* _DATA EXTRACT_
-=-=-

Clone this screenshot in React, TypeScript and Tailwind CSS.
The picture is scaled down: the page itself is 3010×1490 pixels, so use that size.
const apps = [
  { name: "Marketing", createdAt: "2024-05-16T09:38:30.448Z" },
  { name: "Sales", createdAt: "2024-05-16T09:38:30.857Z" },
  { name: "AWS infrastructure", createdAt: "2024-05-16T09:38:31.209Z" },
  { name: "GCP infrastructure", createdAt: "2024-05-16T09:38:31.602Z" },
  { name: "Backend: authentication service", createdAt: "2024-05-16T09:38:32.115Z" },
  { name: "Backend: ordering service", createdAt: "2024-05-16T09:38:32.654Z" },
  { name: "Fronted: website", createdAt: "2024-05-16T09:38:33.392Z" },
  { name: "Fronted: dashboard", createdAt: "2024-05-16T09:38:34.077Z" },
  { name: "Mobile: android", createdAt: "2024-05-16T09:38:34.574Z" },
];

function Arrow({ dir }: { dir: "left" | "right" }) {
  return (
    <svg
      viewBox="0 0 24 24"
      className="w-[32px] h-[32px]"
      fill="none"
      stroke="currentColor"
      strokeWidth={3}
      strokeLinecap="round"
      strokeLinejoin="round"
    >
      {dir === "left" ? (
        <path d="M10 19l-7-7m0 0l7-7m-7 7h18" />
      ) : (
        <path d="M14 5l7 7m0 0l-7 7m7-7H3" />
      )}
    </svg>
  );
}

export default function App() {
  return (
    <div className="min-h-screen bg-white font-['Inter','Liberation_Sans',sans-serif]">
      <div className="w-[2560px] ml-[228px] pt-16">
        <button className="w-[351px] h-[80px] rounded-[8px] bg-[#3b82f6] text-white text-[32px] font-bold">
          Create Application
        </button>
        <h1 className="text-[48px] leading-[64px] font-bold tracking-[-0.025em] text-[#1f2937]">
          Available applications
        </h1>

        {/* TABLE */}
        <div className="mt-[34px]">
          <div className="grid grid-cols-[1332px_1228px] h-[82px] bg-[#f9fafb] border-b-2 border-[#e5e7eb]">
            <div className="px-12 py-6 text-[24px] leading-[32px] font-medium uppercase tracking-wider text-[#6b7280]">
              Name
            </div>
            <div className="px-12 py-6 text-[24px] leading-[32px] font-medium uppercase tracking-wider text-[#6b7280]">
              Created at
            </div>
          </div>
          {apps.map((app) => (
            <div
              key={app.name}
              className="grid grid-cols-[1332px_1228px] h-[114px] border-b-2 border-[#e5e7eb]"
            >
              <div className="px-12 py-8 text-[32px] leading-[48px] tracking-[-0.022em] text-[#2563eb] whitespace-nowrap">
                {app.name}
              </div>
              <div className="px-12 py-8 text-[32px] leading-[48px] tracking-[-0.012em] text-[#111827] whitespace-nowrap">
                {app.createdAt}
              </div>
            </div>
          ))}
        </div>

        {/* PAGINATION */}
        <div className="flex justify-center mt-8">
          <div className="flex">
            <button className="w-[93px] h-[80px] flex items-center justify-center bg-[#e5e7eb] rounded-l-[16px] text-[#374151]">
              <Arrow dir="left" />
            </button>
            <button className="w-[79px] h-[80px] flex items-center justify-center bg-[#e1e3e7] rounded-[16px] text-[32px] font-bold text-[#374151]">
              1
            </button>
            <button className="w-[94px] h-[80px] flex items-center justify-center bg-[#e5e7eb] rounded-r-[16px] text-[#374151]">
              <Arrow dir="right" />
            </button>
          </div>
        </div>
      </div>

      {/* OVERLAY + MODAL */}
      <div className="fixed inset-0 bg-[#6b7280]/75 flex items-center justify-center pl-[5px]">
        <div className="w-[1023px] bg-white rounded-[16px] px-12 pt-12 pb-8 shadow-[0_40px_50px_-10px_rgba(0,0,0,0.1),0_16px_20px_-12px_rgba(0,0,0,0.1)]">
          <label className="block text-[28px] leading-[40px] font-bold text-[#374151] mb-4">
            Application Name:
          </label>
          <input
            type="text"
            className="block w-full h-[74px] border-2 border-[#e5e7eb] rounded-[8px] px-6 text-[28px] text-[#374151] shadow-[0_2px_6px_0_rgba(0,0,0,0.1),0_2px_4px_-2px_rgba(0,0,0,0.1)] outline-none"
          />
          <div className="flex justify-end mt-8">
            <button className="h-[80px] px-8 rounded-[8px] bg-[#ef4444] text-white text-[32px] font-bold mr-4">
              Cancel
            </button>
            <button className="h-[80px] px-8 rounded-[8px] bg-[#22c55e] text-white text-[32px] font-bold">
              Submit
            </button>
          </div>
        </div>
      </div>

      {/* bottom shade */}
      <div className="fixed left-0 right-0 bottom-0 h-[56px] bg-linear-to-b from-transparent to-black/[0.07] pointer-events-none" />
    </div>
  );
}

-=-=-

* _REQUIREMENT_
From the first line to the last, retype the data exactly.

* _SOLUTION TO THIS PROBLEM_
Clone this screenshot in React, TypeScript and Tailwind CSS.
The picture is scaled down: the page itself is 3010×1490 pixels, so use that size.
const apps = [
  { name: "Marketing", createdAt: "2024-05-16T09:38:30.448Z" },
  { name: "Sales", createdAt: "2024-05-16T09:38:30.857Z" },
  { name: "AWS infrastructure", createdAt: "2024-05-16T09:38:31.209Z" },
  { name: "GCP infrastructure", createdAt: "2024-05-16T09:38:31.602Z" },
  { name: "Backend: authentication service", createdAt: "2024-05-16T09:38:32.115Z" },
  { name: "Backend: ordering service", createdAt: "2024-05-16T09:38:32.654Z" },
  { name: "Fronted: website", createdAt: "2024-05-16T09:38:33.392Z" },
  { name: "Fronted: dashboard", createdAt: "2024-05-16T09:38:34.077Z" },
  { name: "Mobile: android", createdAt: "2024-05-16T09:38:34.574Z" },
];

function Arrow({ dir }: { dir: "left" | "right" }) {
  return (
    <svg
      viewBox="0 0 24 24"
      className="w-[32px] h-[32px]"
      fill="none"
      stroke="currentColor"
      strokeWidth={3}
      strokeLinecap="round"
      strokeLinejoin="round"
    >
      {dir === "left" ? (
        <path d="M10 19l-7-7m0 0l7-7m-7 7h18" />
      ) : (
        <path d="M14 5l7 7m0 0l-7 7m7-7H3" />
      )}
    </svg>
  );
}

export default function App() {
  return (
    <div className="min-h-screen bg-white font-['Inter','Liberation_Sans',sans-serif]">
      <div className="w-[2560px] ml-[228px] pt-16">
        <button className="w-[351px] h-[80px] rounded-[8px] bg-[#3b82f6] text-white text-[32px] font-bold">
          Create Application
        </button>
        <h1 className="text-[48px] leading-[64px] font-bold tracking-[-0.025em] text-[#1f2937]">
          Available applications
        </h1>

        {/* TABLE */}
        <div className="mt-[34px]">
          <div className="grid grid-cols-[1332px_1228px] h-[82px] bg-[#f9fafb] border-b-2 border-[#e5e7eb]">
            <div className="px-12 py-6 text-[24px] leading-[32px] font-medium uppercase tracking-wider text-[#6b7280]">
              Name
            </div>
            <div className="px-12 py-6 text-[24px] leading-[32px] font-medium uppercase tracking-wider text-[#6b7280]">
              Created at
            </div>
          </div>
          {apps.map((app) => (
            <div
              key={app.name}
              className="grid grid-cols-[1332px_1228px] h-[114px] border-b-2 border-[#e5e7eb]"
            >
              <div className="px-12 py-8 text-[32px] leading-[48px] tracking-[-0.022em] text-[#2563eb] whitespace-nowrap">
                {app.name}
              </div>
              <div className="px-12 py-8 text-[32px] leading-[48px] tracking-[-0.012em] text-[#111827] whitespace-nowrap">
                {app.createdAt}
              </div>
            </div>
          ))}
        </div>

        {/* PAGINATION */}
        <div className="flex justify-center mt-8">
          <div className="flex">
            <button className="w-[93px] h-[80px] flex items-center justify-center bg-[#e5e7eb] rounded-l-[16px] text-[#374151]">
              <Arrow dir="left" />
            </button>
            <button className="w-[79px] h-[80px] flex items-center justify-center bg-[#e1e3e7] rounded-[16px] text-[32px] font-bold text-[#374151]">
              1
            </button>
            <button className="w-[94px] h-[80px] flex items-center justify-center bg-[#e5e7eb] rounded-r-[16px] text-[#374151]">
              <Arrow dir="right" />
            </button>
          </div>
        </div>
      </div>

      {/* OVERLAY + MODAL */}
      <div className="fixed inset-0 bg-[#6b7280]/75 flex items-center justify-center pl-[5px]">
        <div className="w-[1023px] bg-white rounded-[16px] px-12 pt-12 pb-8 shadow-[0_40px_50px_-10px_rgba(0,0,0,0.1),0_16px_20px_-12px_rgba(0,0,0,0.1)]">
          <label className="block text-[28px] leading-[40px] font-bold text-[#374151] mb-4">
            Application Name:
          </label>
          <input
            type="text"
            className="block w-full h-[74px] border-2 border-[#e5e7eb] rounded-[8px] px-6 text-[28px] text-[#374151] shadow-[0_2px_6px_0_rgba(0,0,0,0.1),0_2px_4px_-2px_rgba(0,0,0,0.1)] outline-none"
          />
          <div className="flex justify-end mt-8">
            <button className="h-[80px] px-8 rounded-[8px] bg-[#ef4444] text-white text-[32px] font-bold mr-4">
              Cancel
            </button>
            <button className="h-[80px] px-8 rounded-[8px] bg-[#22c55e] text-white text-[32px] font-bold">
              Submit
            </button>
          </div>
        </div>
      </div>

      {/* bottom shade */}
      <div className="fixed left-0 right-0 bottom-0 h-[56px] bg-linear-to-b from-transparent to-black/[0.07] pointer-events-none" />
    </div>
  );
}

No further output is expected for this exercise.